__EXERCISE PROMPT__: Scan the records below for the line containing "Emit a component" and the line containing "FaCheck, FaChevronLeft, FaEllipsisV". Copy both, plus every line between, exactly.

__RAW DATA__:

--------------------------------

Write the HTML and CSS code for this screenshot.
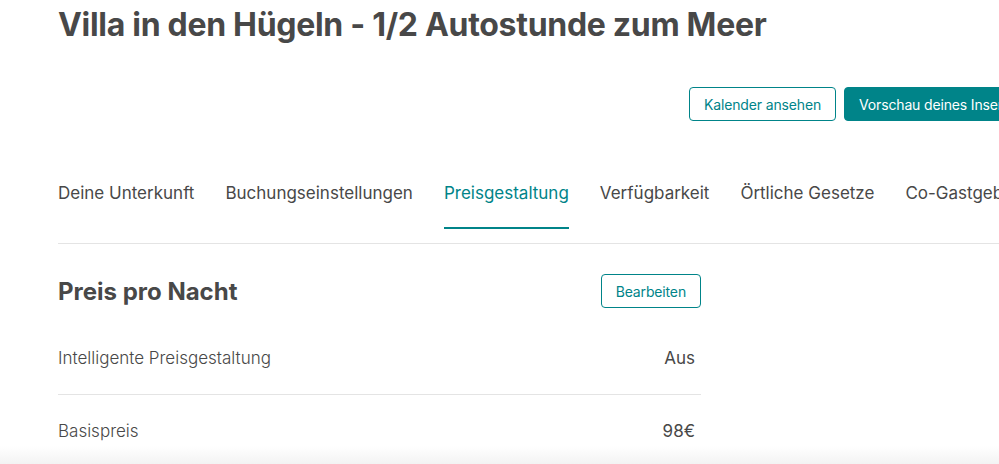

--------------------------------

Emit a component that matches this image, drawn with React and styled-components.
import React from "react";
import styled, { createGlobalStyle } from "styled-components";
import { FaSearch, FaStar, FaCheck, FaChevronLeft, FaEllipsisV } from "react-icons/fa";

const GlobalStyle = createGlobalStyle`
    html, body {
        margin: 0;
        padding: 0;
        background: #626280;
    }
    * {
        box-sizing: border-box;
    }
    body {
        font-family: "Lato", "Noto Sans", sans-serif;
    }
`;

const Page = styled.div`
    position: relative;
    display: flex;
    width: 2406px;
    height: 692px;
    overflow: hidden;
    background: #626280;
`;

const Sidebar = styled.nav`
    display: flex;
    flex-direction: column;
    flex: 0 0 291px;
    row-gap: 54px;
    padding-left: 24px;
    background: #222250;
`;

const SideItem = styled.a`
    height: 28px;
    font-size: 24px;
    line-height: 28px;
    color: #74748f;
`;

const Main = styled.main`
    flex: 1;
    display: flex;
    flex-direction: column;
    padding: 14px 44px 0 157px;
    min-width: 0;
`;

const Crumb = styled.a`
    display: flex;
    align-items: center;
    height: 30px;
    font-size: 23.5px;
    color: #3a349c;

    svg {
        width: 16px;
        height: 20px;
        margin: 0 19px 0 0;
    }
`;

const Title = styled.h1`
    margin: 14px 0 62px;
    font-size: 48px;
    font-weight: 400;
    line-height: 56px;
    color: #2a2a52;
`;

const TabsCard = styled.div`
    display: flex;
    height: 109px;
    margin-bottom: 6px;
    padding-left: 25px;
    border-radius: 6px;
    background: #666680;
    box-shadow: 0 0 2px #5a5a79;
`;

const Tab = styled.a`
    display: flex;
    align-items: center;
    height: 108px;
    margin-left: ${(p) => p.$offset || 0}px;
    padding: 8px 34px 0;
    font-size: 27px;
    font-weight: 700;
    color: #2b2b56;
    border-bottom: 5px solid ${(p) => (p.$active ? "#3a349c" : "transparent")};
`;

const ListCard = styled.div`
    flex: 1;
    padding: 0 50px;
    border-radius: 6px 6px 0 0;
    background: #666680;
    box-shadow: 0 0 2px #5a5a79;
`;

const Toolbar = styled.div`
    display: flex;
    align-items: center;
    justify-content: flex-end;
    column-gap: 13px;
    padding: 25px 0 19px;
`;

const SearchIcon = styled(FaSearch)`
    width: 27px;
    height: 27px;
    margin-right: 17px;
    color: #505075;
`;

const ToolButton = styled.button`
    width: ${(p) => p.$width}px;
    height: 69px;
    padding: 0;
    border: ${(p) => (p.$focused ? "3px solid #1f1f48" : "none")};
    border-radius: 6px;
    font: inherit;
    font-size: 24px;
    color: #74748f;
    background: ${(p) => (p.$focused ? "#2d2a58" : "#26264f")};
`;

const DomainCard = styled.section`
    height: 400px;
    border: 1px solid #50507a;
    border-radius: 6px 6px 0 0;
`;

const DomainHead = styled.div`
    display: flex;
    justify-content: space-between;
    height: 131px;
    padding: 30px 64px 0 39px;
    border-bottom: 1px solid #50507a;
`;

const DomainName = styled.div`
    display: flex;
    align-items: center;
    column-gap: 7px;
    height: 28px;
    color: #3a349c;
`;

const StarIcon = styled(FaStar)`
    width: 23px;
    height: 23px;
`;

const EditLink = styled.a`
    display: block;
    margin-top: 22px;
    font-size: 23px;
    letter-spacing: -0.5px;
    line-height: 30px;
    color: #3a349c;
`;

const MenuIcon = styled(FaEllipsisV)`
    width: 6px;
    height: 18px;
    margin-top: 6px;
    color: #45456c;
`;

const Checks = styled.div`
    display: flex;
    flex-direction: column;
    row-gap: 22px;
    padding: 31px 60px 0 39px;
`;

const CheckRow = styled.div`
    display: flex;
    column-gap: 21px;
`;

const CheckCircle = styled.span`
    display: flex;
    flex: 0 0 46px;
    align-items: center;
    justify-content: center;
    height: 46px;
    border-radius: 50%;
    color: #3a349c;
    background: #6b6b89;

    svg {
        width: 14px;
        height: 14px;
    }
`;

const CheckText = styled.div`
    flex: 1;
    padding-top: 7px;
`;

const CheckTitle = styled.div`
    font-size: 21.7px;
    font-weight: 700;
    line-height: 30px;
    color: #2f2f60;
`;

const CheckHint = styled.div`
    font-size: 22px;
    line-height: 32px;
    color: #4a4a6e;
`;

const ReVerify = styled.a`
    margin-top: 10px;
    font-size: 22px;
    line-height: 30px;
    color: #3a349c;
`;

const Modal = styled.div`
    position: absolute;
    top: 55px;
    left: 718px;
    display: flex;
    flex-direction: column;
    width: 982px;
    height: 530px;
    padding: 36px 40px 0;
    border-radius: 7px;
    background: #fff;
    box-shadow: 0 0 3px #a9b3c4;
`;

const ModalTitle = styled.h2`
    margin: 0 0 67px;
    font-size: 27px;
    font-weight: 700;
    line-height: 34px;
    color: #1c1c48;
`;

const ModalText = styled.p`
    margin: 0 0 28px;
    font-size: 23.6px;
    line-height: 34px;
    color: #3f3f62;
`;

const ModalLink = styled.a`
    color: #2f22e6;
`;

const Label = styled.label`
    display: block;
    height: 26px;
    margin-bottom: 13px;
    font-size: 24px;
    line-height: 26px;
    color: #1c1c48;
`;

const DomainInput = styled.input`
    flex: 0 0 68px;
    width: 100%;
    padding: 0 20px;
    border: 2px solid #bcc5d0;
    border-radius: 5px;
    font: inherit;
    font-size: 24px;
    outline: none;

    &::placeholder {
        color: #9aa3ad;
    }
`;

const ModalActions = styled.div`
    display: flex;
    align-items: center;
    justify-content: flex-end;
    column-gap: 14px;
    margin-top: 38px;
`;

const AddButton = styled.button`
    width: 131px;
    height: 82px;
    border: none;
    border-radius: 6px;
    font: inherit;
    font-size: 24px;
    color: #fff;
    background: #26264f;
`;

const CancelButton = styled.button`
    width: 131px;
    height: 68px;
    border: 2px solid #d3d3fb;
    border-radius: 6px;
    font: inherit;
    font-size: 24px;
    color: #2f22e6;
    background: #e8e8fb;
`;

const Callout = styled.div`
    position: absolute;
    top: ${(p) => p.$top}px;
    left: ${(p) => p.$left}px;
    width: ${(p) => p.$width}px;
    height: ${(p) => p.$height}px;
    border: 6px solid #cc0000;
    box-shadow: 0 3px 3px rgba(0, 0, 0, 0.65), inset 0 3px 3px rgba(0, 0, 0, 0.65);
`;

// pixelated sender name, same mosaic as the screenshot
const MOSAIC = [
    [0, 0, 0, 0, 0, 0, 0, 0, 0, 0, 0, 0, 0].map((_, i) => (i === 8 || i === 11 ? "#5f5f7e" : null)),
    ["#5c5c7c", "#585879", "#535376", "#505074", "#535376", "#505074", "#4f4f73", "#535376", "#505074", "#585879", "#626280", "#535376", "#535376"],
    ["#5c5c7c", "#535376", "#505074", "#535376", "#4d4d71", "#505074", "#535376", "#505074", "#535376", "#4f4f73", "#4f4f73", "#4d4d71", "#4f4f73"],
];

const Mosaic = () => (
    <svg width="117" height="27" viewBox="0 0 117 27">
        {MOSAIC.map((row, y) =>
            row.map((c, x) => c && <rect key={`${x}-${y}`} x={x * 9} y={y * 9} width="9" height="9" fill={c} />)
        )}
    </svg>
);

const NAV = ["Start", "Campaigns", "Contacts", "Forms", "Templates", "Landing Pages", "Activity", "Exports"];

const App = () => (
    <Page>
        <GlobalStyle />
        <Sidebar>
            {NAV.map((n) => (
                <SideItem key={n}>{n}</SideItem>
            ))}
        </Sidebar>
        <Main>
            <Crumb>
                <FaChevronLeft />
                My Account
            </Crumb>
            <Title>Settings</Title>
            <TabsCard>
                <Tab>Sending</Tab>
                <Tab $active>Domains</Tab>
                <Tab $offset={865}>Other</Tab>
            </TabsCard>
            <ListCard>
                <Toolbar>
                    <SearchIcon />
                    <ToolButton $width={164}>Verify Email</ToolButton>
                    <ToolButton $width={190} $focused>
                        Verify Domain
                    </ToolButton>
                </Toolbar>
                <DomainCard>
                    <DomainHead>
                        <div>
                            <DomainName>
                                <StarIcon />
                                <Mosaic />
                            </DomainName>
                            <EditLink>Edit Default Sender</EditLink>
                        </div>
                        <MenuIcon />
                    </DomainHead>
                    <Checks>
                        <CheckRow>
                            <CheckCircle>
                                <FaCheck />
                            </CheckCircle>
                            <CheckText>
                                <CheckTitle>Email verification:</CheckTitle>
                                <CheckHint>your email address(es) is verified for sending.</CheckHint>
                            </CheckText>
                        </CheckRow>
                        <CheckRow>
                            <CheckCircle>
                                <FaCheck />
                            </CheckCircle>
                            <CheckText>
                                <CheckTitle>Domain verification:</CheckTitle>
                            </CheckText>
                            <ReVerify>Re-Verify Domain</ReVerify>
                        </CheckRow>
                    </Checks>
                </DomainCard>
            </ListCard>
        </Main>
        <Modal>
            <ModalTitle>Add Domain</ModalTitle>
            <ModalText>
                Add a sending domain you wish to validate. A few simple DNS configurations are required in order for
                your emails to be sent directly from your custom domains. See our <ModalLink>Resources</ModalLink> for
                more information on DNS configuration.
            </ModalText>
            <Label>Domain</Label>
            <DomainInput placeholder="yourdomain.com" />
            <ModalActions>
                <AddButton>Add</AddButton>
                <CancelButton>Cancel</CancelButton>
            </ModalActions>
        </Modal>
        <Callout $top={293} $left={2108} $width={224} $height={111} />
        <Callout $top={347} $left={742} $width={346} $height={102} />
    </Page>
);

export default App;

--------------------------------

__SOLUTION TO THIS PROBLEM__:
Emit a component that matches this image, drawn with React and styled-components.
import React from "react";
import styled, { createGlobalStyle } from "styled-components";
import { FaSearch, FaStar, FaCheck, FaChevronLeft, FaEllipsisV } from "react-icons/fa";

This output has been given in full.